++++ INFORMATION SHOWN

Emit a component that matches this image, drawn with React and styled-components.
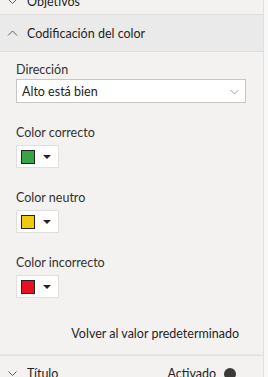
import React from "react";
import styled, { createGlobalStyle } from "styled-components";

const GlobalStyle = createGlobalStyle`
  html, body {
    margin: 0;
    padding: 0;
    background: #f3f2f1;
    font-family: Lato, "Noto Sans", sans-serif;
    overflow: hidden;
  }
`;

// Whole pane with scrollbar strip at the right
const Pane = styled.div`
  width: 268px;
  height: 377px;
  display: flex;
  overflow: hidden;
`;

const Content = styled.div`
  width: 263px;
  border-right: 1px solid #e1dfdd;
  display: flex;
  flex-direction: column;
  margin-top: -12px;
`;

const Scrollbar = styled.div`
  flex: 1;
  background: #f8f8f8;
`;

const Section = styled.div`
  flex: none;
  height: ${(p) => p.$h || 35}px;
  display: flex;
  align-items: center;
  gap: 9px;
  padding-left: 7px;
  font-size: 12.5px;
  color: #252423;
  background: ${(p) => (p.$active ? "#eaeaea" : "#f3f2f1")};
  border-bottom: 1px solid #e1dfdd;
  box-sizing: border-box;
`;

const Chevron = styled.svg`
  width: 11px;
  height: 11px;
  flex: none;
`;

const Body = styled.div`
  flex: none;
  padding: 9px 17px 0 16px;
  display: flex;
  flex-direction: column;
  border-bottom: 1px solid #e1dfdd;
  box-shadow: inset 0 -3px 0 -2px #ebe9e7;
`;

const Label = styled.div`
  font-size: 12.5px;
  color: #323130;
  height: 17px;
  line-height: 17px;
  margin-bottom: ${(p) => p.$mb ?? 4}px;
`;

const Field = styled.div`
  margin-bottom: ${(p) => p.$gap ?? 21}px;
`;

const Select = styled.div`
  height: 24px;
  background: #fff;
  border: 1px solid #c8c6c4;
  box-sizing: border-box;
  display: flex;
  align-items: center;
  justify-content: space-between;
  padding: 0 5px 0 5px;
  font-size: 12.5px;
  color: #252423;
`;

const ColorButton = styled.div`
  width: 43px;
  height: 23px;
  background: #fff;
  border: 1px solid #e1dfdd;
  box-sizing: border-box;
  display: flex;
  align-items: center;
  gap: 8px;
  padding-left: 4px;
`;

const Swatch = styled.div`
  width: 12px;
  height: 12px;
  background: ${(p) => p.$color};
  border: 1px solid #252423;
`;

const Caret = styled.div`
  width: 0;
  height: 0;
  border-left: 4px solid transparent;
  border-right: 4px solid transparent;
  border-top: 4px solid #252423;
`;

const ResetRow = styled.div`
  display: flex;
  justify-content: flex-end;
  font-size: 12.5px;
  line-height: 17px;
  color: #252423;
  padding: 27px 7px 13px 0;
`;

const Toggle = styled.div`
  margin-left: auto;
  margin-right: 27px;
  display: flex;
  align-items: center;
  gap: 8px;
`;

const Knob = styled.div`
  width: 12px;
  height: 12px;
  border-radius: 50%;
  background: #3b3a39;
`;

const ChevronDown = () => (
  <Chevron viewBox="0 0 11 11">
    <path d="M1.5 3.5 L5.5 7.5 L9.5 3.5" fill="none" stroke="#605e5c" strokeWidth="1" />
  </Chevron>
);

const ChevronUp = () => (
  <Chevron viewBox="0 0 11 11">
    <path d="M1 7.5 L5.5 3 L10 7.5" fill="none" stroke="#605e5c" strokeWidth="1" />
  </Chevron>
);

const ColorField = ({ label, color, gap }) => (
  <Field $gap={gap}>
    <Label>{label}</Label>
    <ColorButton>
      <Swatch $color={color} />
      <Caret />
    </ColorButton>
  </Field>
);

export default function App() {
  return (
    <>
      <GlobalStyle />
      <Pane>
        <Content>
          <Section $h={27}>
            <ChevronDown />
            <span>Objetivos</span>
          </Section>
          <Section $active $h={37}>
            <ChevronUp />
            <span>Codificación del color</span>
          </Section>
          <Body>
            <Field>
              <Label $mb={1}>Dirección</Label>
              <Select>
                <span>Alto está bien</span>
                <Chevron viewBox="0 0 11 11">
                  <path d="M1.5 4 L5.5 8 L9.5 4" fill="none" stroke="#a19f9d" strokeWidth="1" />
                </Chevron>
              </Select>
            </Field>
            <ColorField label="Color correcto" color="#37a446" />
            <ColorField label="Color neutro" color="#f2c811" />
            <ColorField label="Color incorrecto" color="#e81123" gap={0} />
            <ResetRow>Volver al valor predeterminado</ResetRow>
          </Body>
          <Section $h={36}>
            <ChevronDown />
            <span>Título</span>
            <Toggle>
              <span>Activado</span>
              <Knob />
            </Toggle>
          </Section>
        </Content>
        <Scrollbar />
      </Pane>
    </>
  );
}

++++++++

> EXERCISE INSTRUCTIONS
Search the listing for the word "React". Copy every line in which it occurs.

> SOLUTION TO THIS EXERCISE
Emit a component that matches this image, drawn with React and styled-components.
import React from "react";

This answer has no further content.